And so the ODI series is won, 4-1, and the memories of the fairly hideous Ashes defeat are somewhat dulled and blunted, pushed to the back of the cupboard to be forgotten about until the next time we need them in a few months’ time.
I’m really pleased the one day side performed so well, hitting the right mark in a range of different match situations. Curran has looked promising and it’s good to see Ali back on form. I say ‘to see’, but to be honest most of these have passed me by because there’s no way my alarm is waking me up early for pyjama cricket, no matter how important the match is, and once the Tests are done I can no longer lounge on the sofa watching of a morning, but have to hit those weekend productivity targets.
With a World Cup to prepare for, it’s fair enough that England have worked hard on getting this format of the game right. I really do say that through gritted teeth, because the game I love is Test cricket and it feels like Trevor Bayliss has neglected it.
Where do you draw the line between allowing players freedom to express themselves (cricket cliché of the post-McCullum era?) and simply neglecting to actually improve them as players? It’s great to see players having a say in their own development and direction, but I for one am disappointed that we seem to be stuck with Bayliss until the end of his contract, with him at least appearing to dictate the terms.
We all know that Bayliss doesn’t know enough about county cricket to be able to shape the direction of the Test squad, and he just doesn’t seem that incisive as a leader. From the outside, it looks a bit like he’s that wizened old Geography teacher who just let you get on with it and hoped for the best. If you all passed, great, credit to his hands off style, and when you didn’t, well, you obviously weren’t doing it right, were you? At the time, as a kid, you thought he was ace because he made jokes about the head master and let you decide whether or not to take notes or do your homework.

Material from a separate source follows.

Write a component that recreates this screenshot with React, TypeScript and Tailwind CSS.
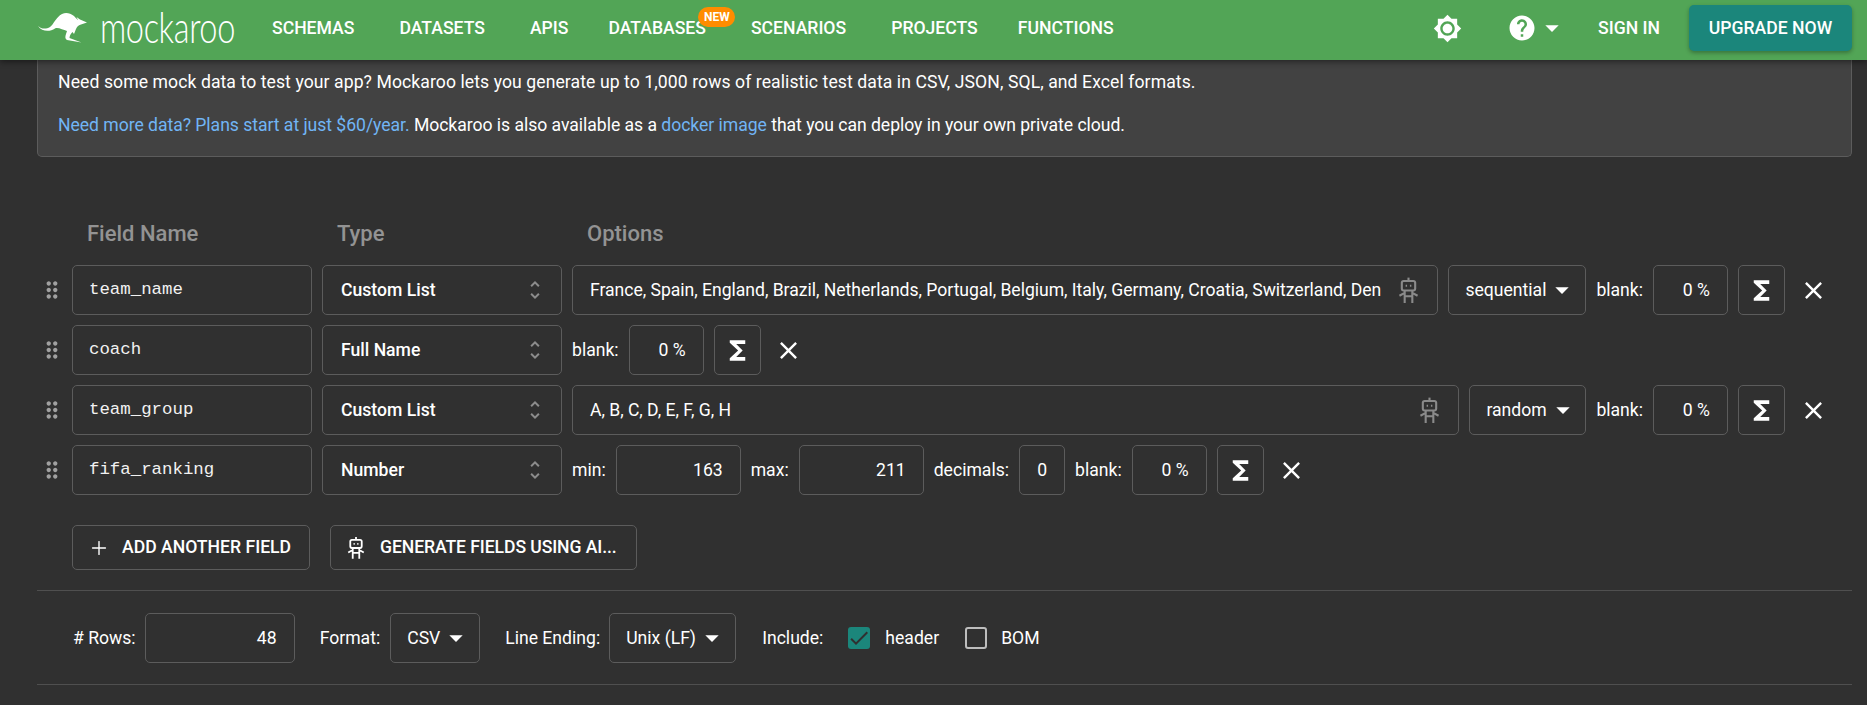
import React from "react";
import { MdArrowDropDown, MdBrightness7, MdCheck, MdClose, MdDragIndicator, MdFunctions, MdHelp, MdUnfoldMore } from "react-icons/md";
import { Plus } from "lucide-react";

const box = "h-[50px] border border-[#5c5c5c] rounded-[5px] flex items-center shrink-0";

function Robot({ className }: { className: string }) {
  return (
    <svg viewBox="0 0 22 28" fill="none" stroke="currentColor" strokeWidth="2.2" className={className}>
      <path d="M11 0.5V4" />
      <rect x="4" y="4" width="14" height="10" rx="2" />
      <path d="M8 9h1.5M12.5 9h1.5" />
      <path d="M7 14V27M15 14V27M7 20H15M7 16.5L1.5 19.5M15 16.5L20.5 19.5" />
    </svg>
  );
}

function Kangaroo() {
  return (
    <svg viewBox="0 0 70 44" className="w-[70px] h-[44px] shrink-0 -ml-[7px]" fill="white">
      <path d="M7 20C10 23 15 23.5 19 21C23 18 25 11 31 8C35 6 39 7 43 10C45 12 46 13.5 47 14L45.5 11L49 13.5L56 16.5L50 18.5C47 19 46 21 45 23L43 28L41.5 26C39.5 28 38.5 30 38.5 32L50.5 36.5L36 34C34 33 34 31 35 28L36 25C32 24 27 21 24 22.5C19 26 11 26 7 20Z" />
    </svg>
  );
}

function NameInput({ value }: { value: string }) {
  return (
    <div className={`${box} w-[240px] pl-[16px] text-[17.4px] text-[#f2f2f2] font-['Liberation_Mono',monospace]`}>{value}</div>
  );
}

function TypeSelect({ value }: { value: string }) {
  return (
    <div className={`${box} w-[240px] pl-[18px] pr-[14px] justify-between font-medium`}>
      <span>{value}</span>
      <MdUnfoldMore className="text-[#8c8c8c] w-[24px] h-[24px]" />
    </div>
  );
}

function Caret({ className = "" }: { className?: string }) {
  return <MdArrowDropDown className={`w-[32px] h-[32px] text-white shrink-0 ${className}`} />;
}

function NumInput({ value, className }: { value: string; className: string }) {
  return <div className={`${box} justify-end ${className}`}>{value}</div>;
}

function Sigma() {
  return (
    <div className={`${box} w-[47px] justify-center`}>
      <MdFunctions className="w-[31px] h-[31px] text-white" />
    </div>
  );
}

function Remove() {
  return (
    <div className="w-[36px] flex justify-center shrink-0">
      <MdClose className="w-[29px] h-[29px] text-white" />
    </div>
  );
}

function Blank() {
  return (
    <>
      <span>blank:</span>
      <NumInput value="0 %" className="w-[75px] pr-[17px]" />
      <Sigma />
      <Remove />
    </>
  );
}

function Row({ children }: { children: React.ReactNode }) {
  return (
    <div className="flex items-center gap-[10px] h-[50px] mb-[10px] pr-[21px]">
      <div className="w-[25px] flex justify-end shrink-0">
        <MdDragIndicator className="w-[26px] h-[26px] -mr-[3px] text-[#a0a0a0]" />
      </div>
      {children}
    </div>
  );
}

function ListOptions({ text, mode, modeClass }: { text: string; mode: string; modeClass: string }) {
  return (
    <>
      <div className={`${box} flex-1 min-w-0 shrink pl-[17px] pr-[18px] gap-[16px]`}>
        <span className="flex-1 min-w-0 whitespace-nowrap tracking-[-0.03px]">{text}</span>
        <Robot className="w-[21px] h-[27px] text-[#8a8a8a] shrink-0" />
      </div>
      <div className={`${box} ${modeClass} pl-[16px] pr-[7px] justify-between`}>
        <span>{mode}</span>
        <Caret />
      </div>
      <Blank />
    </>
  );
}

const nav = [
  { label: "SCHEMAS", cls: "" },
  { label: "DATASETS", cls: "" },
  { label: "APIS", cls: "" },
  { label: "DATABASES", cls: "-ml-[5px]" },
  { label: "SCENARIOS", cls: "" },
  { label: "PROJECTS", cls: "" },
  { label: "FUNCTIONS", cls: "-ml-[5px]" },
];

export default function App() {
  return (
    <div className="h-[705px] overflow-hidden bg-[#303030] text-white text-[17.6px] font-['Roboto',sans-serif]">
      <header className="relative z-10 h-[60px] bg-[#52a556] shadow-[0_2px_6px_rgba(0,0,0,0.45)] flex items-center pl-[38px] pr-[15px] pb-[4px]">
        <Kangaroo />
        <span className="font-['Lato',sans-serif] font-light text-[44px] leading-none w-[135px] -ml-[1px] mt-[-4px] scale-x-[0.74] origin-left whitespace-nowrap tracking-[-0.5px]">mockaroo</span>
        <nav className="flex items-center gap-[45px] ml-[37px] font-medium">
          {nav.map((n) => (
            <span key={n.label} className={`relative ${n.cls}`}>
              {n.label}
              {n.label === "DATABASES" && (
                <span className="absolute left-[90px] -top-[8px] w-[37px] h-[20px] rounded-[10px] bg-[#ff8c00] text-[12px] font-bold leading-[20px] text-center">NEW</span>
              )}
            </span>
          ))}
        </nav>
        <div className="flex-1" />
        <MdBrightness7 className="w-[29px] h-[29px]" />
        <MdHelp className="w-[30px] h-[30px] ml-[45px]" />
        <Caret className="-ml-[1px]" />
        <span className="ml-[30px] -mr-[1px] font-medium">SIGN IN</span>
        <div className="ml-[30px] h-[46px] w-[163px] rounded-[5px] bg-[#1b867b] shadow-[0_2px_4px_rgba(0,0,0,0.3)] flex items-center justify-center font-medium">UPGRADE NOW</div>
      </header>

      <main className="pl-[37px] pr-[15px]">
        <section className="bg-[#424242] border border-t-0 border-[#5c5c5c] rounded-b-[5px] pt-[10px] px-[20px] h-[97px]">
          <p className="leading-[24px] mb-[19px] tracking-[0.08px]">Need some mock data to test your app? Mockaroo lets you generate up to 1,000 rows of realistic test data in CSV, JSON, SQL, and Excel formats.</p>
          <p className="leading-[24px] tracking-[-0.04px]">
            <span className="text-[#71b5f5]">Need more data? Plans start at just $60/year.</span> Mockaroo is also available as a <span className="text-[#71b5f5]">docker image</span> that you can deploy in your own private cloud.
          </p>
        </section>

        <div className="flex mt-[61px] mb-[17px] h-[30px] items-center text-[22px] font-medium text-[#939393]">
          <span className="ml-[50px] w-[250px]">Field Name</span>
          <span className="w-[250px]">Type</span>
          <span>Options</span>
        </div>

        <Row>
          <NameInput value="team_name" />
          <TypeSelect value="Custom List" />
          <ListOptions text="France, Spain, England, Brazil, Netherlands, Portugal, Belgium, Italy, Germany, Croatia, Switzerland, Den" mode="sequential" modeClass="w-[138px]" />
        </Row>
        <Row>
          <NameInput value="coach" />
          <TypeSelect value="Full Name" />
          <Blank />
        </Row>
        <Row>
          <NameInput value="team_group" />
          <TypeSelect value="Custom List" />
          <ListOptions text="A, B, C, D, E, F, G, H" mode="random" modeClass="w-[117px]" />
        </Row>
        <Row>
          <NameInput value="fifa_ranking" />
          <TypeSelect value="Number" />
          <span>min:</span>
          <NumInput value="163" className="w-[125px] pr-[17px]" />
          <span>max:</span>
          <NumInput value="211" className="w-[125px] pr-[17px]" />
          <span>decimals:</span>
          <NumInput value="0" className="w-[46px] pr-[17px]" />
          <span>blank:</span>
          <NumInput value="0 %" className="w-[75px] pr-[17px]" />
          <Sigma />
          <Remove />
        </Row>

        <div className="flex gap-[20px] ml-[35px] mt-[30px] mb-[20px]">
          <div className="h-[45px] w-[238px] border border-[#5c5c5c] rounded-[5px] flex items-center pl-[15px] gap-[12px] font-medium">
            <Plus className="w-[22px] h-[22px]" strokeWidth={1.5} />
            ADD ANOTHER FIELD
          </div>
          <div className="h-[45px] w-[307px] border border-[#5c5c5c] rounded-[5px] flex items-center pl-[16px] gap-[15px] font-medium tracking-[-0.09px]">
            <Robot className="w-[18px] h-[24px] text-white" />
            GENERATE FIELDS USING AI...
          </div>
        </div>

        <div className="border-t border-[#4f4f4f] pt-[22px] pb-[21px] flex items-center pl-[36px]">
          <span># Rows:</span>
          <NumInput value="48" className="w-[150px] ml-[9px] pr-[17px]" />
          <span className="ml-[25px]">Format:</span>
          <div className={`${box} w-[90px] ml-[10px] pl-[16px] pr-[7px] justify-between`}>
            <span>CSV</span>
            <Caret />
          </div>
          <span className="ml-[25px]">Line Ending:</span>
          <div className={`${box} w-[127px] ml-[9px] pl-[16px] pr-[7px] justify-between`}>
            <span>Unix (LF)</span>
            <Caret />
          </div>
          <span className="ml-[26px]">Include:</span>
          <div className="ml-[25px] w-[22px] h-[22px] rounded-[3px] bg-[#1b867b] flex items-center justify-center">
            <MdCheck className="w-[24px] h-[24px] shrink-0 text-[#303030]" />
          </div>
          <span className="ml-[15px]">header</span>
          <div className="ml-[26px] w-[22px] h-[22px] rounded-[3px] border-2 border-[#bdbdbd]" />
          <span className="ml-[14px]">BOM</span>
        </div>
        <div className="border-t border-[#4f4f4f]" />
      </main>
    </div>
  );
}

Then when the exams approached you realised he really actually hadn’t done his job properly.
You’d loved it; felt respected; felt trusted. Then realised that you weren’t meant to take on that burden.
It’s not that I’m against a non-English coach: at the time I was keen on Dizzy Gallespie and I’d still be happy to have him in the role now. I’m an advocate of Thorpe and Ramps, but sort of want them to be able to finish what they’ve started with the Lions before hauling them into the hotter water of full head coach responsibility.
When Trevor Bayliss was announced as head coach, Freddie and I were at Lord’s and were interviewed on Sky Sports for our views on his appointment. We both had to admit to knowing pretty much nothing about him, but we were hopeful that he might bring some positives to the England team. He certainly has brought positivity, but now I feel that he’s lacking the conviction and strength needed to see this thing through. I hope that our next three series, away and back at home, prove me well and truly wrong.